Cliché-machine Herm Edwards enters his 2nd season in the collegiate ranks after debuting in Tempe with a 7-6 mark. He’s got the 5th-ranked recruiting class in the Pac-12 in 2019. Manny Wilkins has departed and the resulting battle for starting QB has been waged mostly between redshirt junior Dillon Sterling-Cole and freshman Jayden Daniels.
Daniels appears to have gotten the nod for the Kent State game (at least) w/ Sterling-Cole falling to 3rd string:
Daniels becomes the first true freshman to start the season opener at quarterback for the Sun Devils. Another true freshman, Joey Yellen, will be Daniels’ backup.
Edwards was quick to point out Daniels has some veterans around him on offense so he won’t have to shoulder the load alone. “It’s one of those deals, you start a freshman quarterback and you try and anticipate what’s going to happen,” Edwards said. “He’s not the savior. He’s a freshman quarterback like all freshman are. He’s going to do a lot of good things and he’s going to make some errors. That’s part of it.”
Junior tailback Eno Benjamin will power the offense again, and senior WR Kyle Williams has over 100 catches in the last 2 seasons. There are also a few studs in the front-7, including burly LB Merlin Robertson and short-but-effective Darien Butler.
Edwards’ hype-vs-results ratio has always been too heavy in the 1st column and too light in the 2nd for my taste. I do not think the Sun Devils are headed for an exceptionally great season that beats expectations.

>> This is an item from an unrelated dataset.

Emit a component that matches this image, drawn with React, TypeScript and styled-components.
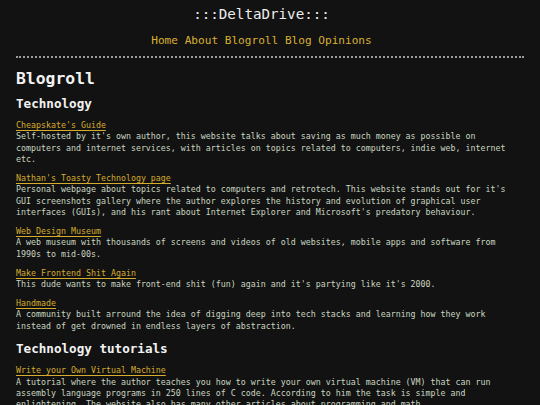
import React from "react";
import styled, { createGlobalStyle } from "styled-components";

const Global = createGlobalStyle`
  html, body { margin: 0; padding: 0; background: #121212; }
  body { font-family: "DejaVu Sans Mono", "Liberation Mono", monospace; }
`;

const Page = styled.div`
  padding: 5px 16px 0 16px;
  color: #c9d6c1;
`;

const Header = styled.header`
  display: flex;
  flex-direction: column;
  align-items: center;
  padding-right: 17px;
`;

const SiteTitle = styled.div`
  font-size: 14.2px;
  line-height: 18px;
  color: #ececec;
`;

const Nav = styled.nav`
  margin-top: 11px;
  font-size: 11.1px;
  line-height: 14px;
  display: flex;
  gap: 6.7px;
`;

const NavLink = styled.a`
  color: #d9b032;
  text-decoration: none;
`;

const Rule = styled.div`
  margin-top: 8px;
  border-top: 2px dotted #9d9d9d;
`;

const H1 = styled.h1`
  margin: 11px 0 0;
  font-size: 16.4px;
  line-height: 20px;
  color: #f2f2f2;
  font-weight: bold;
`;

const H2 = styled.h2<{ $top: number }>`
  margin: ${(p) => p.$top}px 0 0;
  font-size: 12.6px;
  line-height: 16px;
  color: #f2f2f2;
  font-weight: bold;
`;

const List = styled.div`
  margin-top: 8px;
  display: flex;
  flex-direction: column;
  gap: 7.8px;
`;

const Entry = styled.div`
  font-size: 8.3px;
  line-height: 11.3px;
`;

const EntryLink = styled.a`
  display: inline-block;
  color: #d6ac2c;
  text-decoration: underline;
  text-underline-offset: 1.5px;
`;

const Desc = styled.p`
  margin: 0;
  color: #c9d6c1;
`;

type Item = { title: string; desc: string };

const tech: Item[] = [
  {
    title: "Cheapskate's Guide",
    desc: "Self-hosted by it's own author, this website talks about saving as much money as possible on computers and internet services, with articles on topics related to computers, indie web, internet etc.",
  },
  {
    title: "Nathan's Toasty Technology page",
    desc: "Personal webpage about topics related to computers and retrotech. This website stands out for it's GUI screenshots gallery where the author explores the history and evolution of graphical user interfaces (GUIs), and his rant about Internet Explorer and Microsoft's predatory behaviour.",
  },
  {
    title: "Web Design Museum",
    desc: "A web museum with thousands of screens and videos of old websites, mobile apps and software from 1990s to mid-00s.",
  },
  {
    title: "Make Frontend Shit Again",
    desc: "This dude wants to make front-end shit (fun) again and it's partying like it's 2000.",
  },
  {
    title: "Handmade",
    desc: "A community built arround the idea of digging deep into tech stacks and learning how they work instead of get drowned in endless layers of abstraction.",
  },
];

const tutorials: Item[] = [
  {
    title: "Write your Own Virtual Machine",
    desc: "A tutorial where the author teaches you how to write your own virtual machine (VM) that can run assembly language programs in 250 lines of C code. According to him the task is simple and enlightening. The website also has many other articles about programming and math.",
  },
];

const Entries = ({ items }: { items: Item[] }) => (
  <List>
    {items.map((it) => (
      <Entry key={it.title}>
        <EntryLink href="#">{it.title}</EntryLink>
        <Desc>{it.desc}</Desc>
      </Entry>
    ))}
  </List>
);

export default function App() {
  return (
    <Page>
      <Global />
      <Header>
        <SiteTitle>:::DeltaDrive:::</SiteTitle>
        <Nav>
          <NavLink href="#">Home</NavLink>
          <NavLink href="#">About</NavLink>
          <NavLink href="#">Blogroll</NavLink>
          <NavLink href="#">Blog</NavLink>
          <NavLink href="#">Opinions</NavLink>
        </Nav>
      </Header>
      <Rule />
      <H1>Blogroll</H1>
      <H2 $top={7}>Technology</H2>
      <Entries items={tech} />
      <H2 $top={9.5}>Technology tutorials</H2>
      <Entries items={tutorials} />
    </Page>
  );
}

However, if there’s 1 thing NFL coaches know how to do, it’s beat down an inferior team. ASU will be well-prepared to play its maiden game of the season and has no intentions of blowing it all on the 1st try. Kent State will be put under pressure to execute a complex playbook against 4-star defensive talent, and would be better served trying to play a Pac-12 team in November as opposed to August.
Kent State will get better in 2019 but it won’t show on the scoreboard in Tempe. Take ASU to cover (-25).